Yes, the King of Wakanda has many duties other than fighting. But a movie about tax negotiations would be really boring. So we watch the parts where he kicks butt, instead.
I don’t quite get this quibble over how Wakanda is ruled, etc.
Its set up straight from the getgo of the film - they were 5 warring tribes, they found the vibranium, set up a way that works for them - and largely under tradition - maintain it to this day - including ‘protecting’ vibranium from the outside world and remaining isolated.
The entire movie, and the events in CA:CW with T’Chaka all set up how 'Wakanda can no longer afford to be on the sidelines" - and this movie, is specifically about those growing pains for them.
“That superficial”? I’ve seen so many POC speak movingly of how important it was to them as children to see characters in movies that represented them demographically. But if a little white kid in 2018, someone born in the 2010s, feels the same urge, it’s “superficial”? Remember, these kids’ current pop culture is what’s out now, not what we grew up on.
I think you make a strong point, and people are unfairly shouting you down.
It was important to them because it was so rare. That white kid born in 2010 has no end of representation in popular media, including literally every other movie in the MCU.
It’s either a superficial desire or it’s not (I say not). And I think it makes perfect sense for them to give white representation in a movie made in a country that still has a lot more white people than black people.
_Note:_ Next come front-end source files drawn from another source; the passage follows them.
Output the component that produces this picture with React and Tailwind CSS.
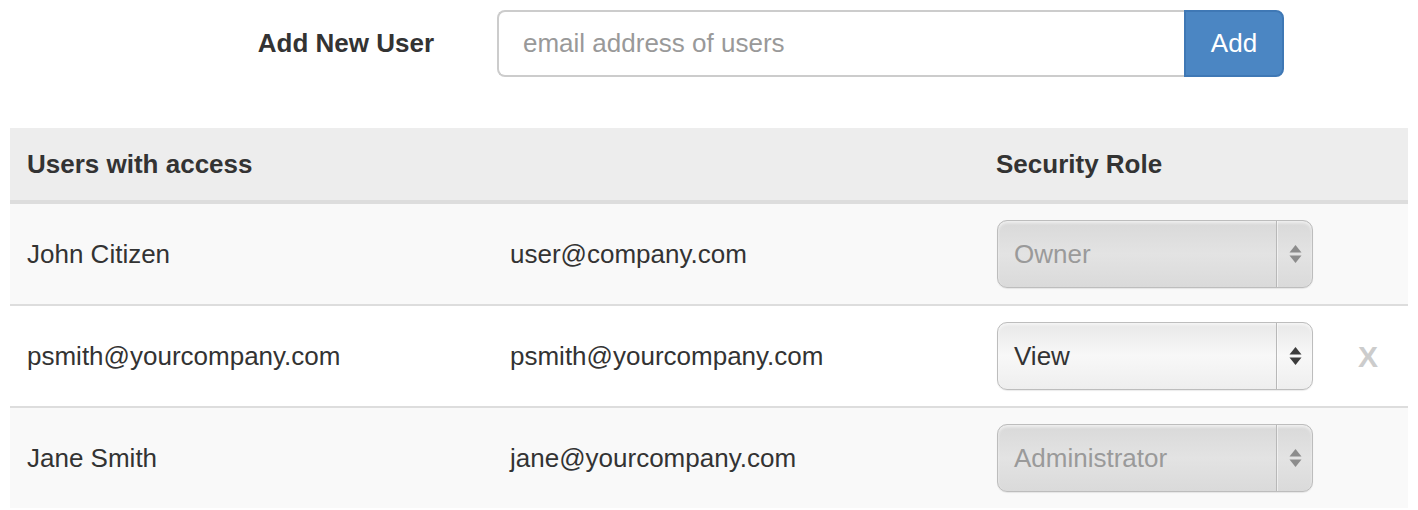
import React from 'react';

const users = [
    { name: 'John Citizen', email: 'user@company.com', role: 'Owner', disabled: true, striped: true },
    { name: 'psmith@yourcompany.com', email: 'psmith@yourcompany.com', role: 'View', disabled: false, striped: false, removable: true },
    { name: 'Jane Smith', email: 'jane@yourcompany.com', role: 'Administrator', disabled: true, striped: true },
];

// Aqua-ish select box, drawn by hand so it looks the same everywhere
const RoleSelect = ({ value, disabled }) => (
    <div
        className={`${
            disabled
                ? 'bg-linear-to-b from-[#d9d9d9] via-[#e3e3e3] to-[#dadada] text-[#9a9a9a]'
                : 'bg-linear-to-b from-[#e8e8e8] via-[#f8f8f8] to-[#eeeeee] text-[#333]'
        } flex h-[68px] w-[316px] items-stretch rounded-[10px] border border-[#bdbdbd] shadow-[inset_0_2px_3px_rgba(255,255,255,0.6),0_1px_1px_rgba(0,0,0,0.08)]`}
    >
        <div className="flex flex-1 items-center pl-4">{value}</div>
        <div className="w-px bg-[#b8b8b8]" />
        <div className="w-px bg-white/50" />
        <div className="flex w-[34px] items-center justify-center">
            <svg width="13" height="26" viewBox="0 0 13 26" className={disabled ? 'text-[#8c8c8c]' : 'text-[#3c3c3c]'}>
                <path d="M6.5 4 L12.5 11.5 L0.5 11.5 Z" fill="currentColor" />
                <path d="M0.5 14.5 L12.5 14.5 L6.5 22 Z" fill="currentColor" />
            </svg>
        </div>
    </div>
);

export default function App() {
    return (
        <div className="min-h-screen bg-white text-[26px] text-[#333]" style={{ fontFamily: '"Liberation Sans", Arial, Helvetica, sans-serif' }}>
            {/* Add new user */}
            <div className="flex items-center pt-[10px]">
                <label className="w-[434px] text-right font-bold">Add New User</label>
                <div className="ml-[63px] flex h-[67px] w-[787px]">
                    <input
                        type="text"
                        placeholder="email address of users"
                        className="h-full flex-1 rounded-l-[8px] border-2 border-r-0 border-[#cccccc] px-6 text-[#555] placeholder:text-[#999] focus:outline-none"
                    />
                    <button className="h-full w-[100px] rounded-r-[8px] border-2 border-[#3f78b5] bg-[#4b86c3] text-white">
                        Add
                    </button>
                </div>
            </div>

            {/* Users table */}
            <div className="mx-[10px] mt-[51px]">
                <div className="grid h-[76px] grid-cols-[483px_486px_351px_1fr] items-center border-b-4 border-[#dddddd] bg-[#ededed] font-bold">
                    <div className="pl-[17px]">Users with access</div>
                    <div />
                    <div className="pl-[17px]">Security Role</div>
                    <div />
                </div>
                {users.map((u, i) => (
                    <div
                        key={u.email}
                        className={`${u.striped ? 'bg-[#f9f9f9]' : 'bg-white'} ${
                            i > 0 ? 'h-[102px] border-t-2 border-[#dddddd]' : 'h-[100px]'
                        } grid grid-cols-[483px_486px_351px_1fr] items-center`}
                    >
                        <div className="pl-[17px]">{u.name}</div>
                        <div className="pl-[17px]">{u.email}</div>
                        <div className="pl-[18px]">
                            <RoleSelect value={u.role} disabled={u.disabled} />
                        </div>
                        <div className="flex justify-center pr-[2px]">
                            {u.removable && <span className="text-[30px] font-bold text-[#cccccc]">X</span>}
                        </div>
                    </div>
                ))}
            </div>
        </div>
    );
}
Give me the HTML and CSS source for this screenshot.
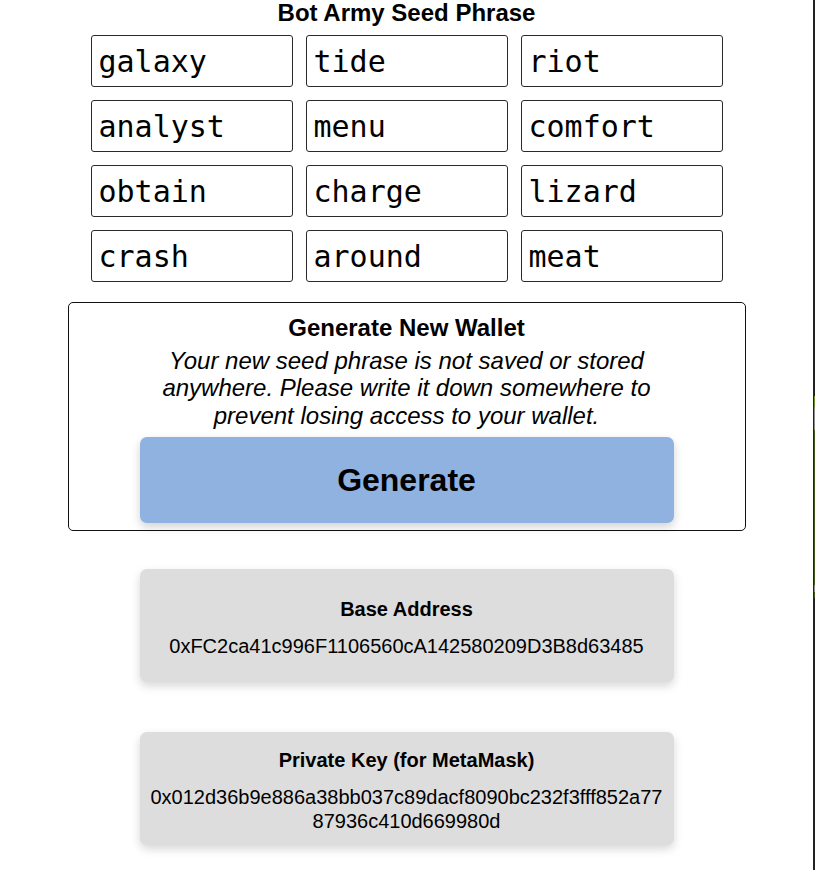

I know when I travel, or like when I was looking for a place to live in Jersey City or St. Louis or Minneapolis, I thought it was cool if a neighborhood was say 50 percent black, 20 percent Latino, 20 percent various others, and 10 percent white. But sometimes I’d run into a neighborhood that was essentially 100 percent black, no sign of anyone of any other ethnicity. And I knew “this is not a place for me”. I think movies can work kind of the same way.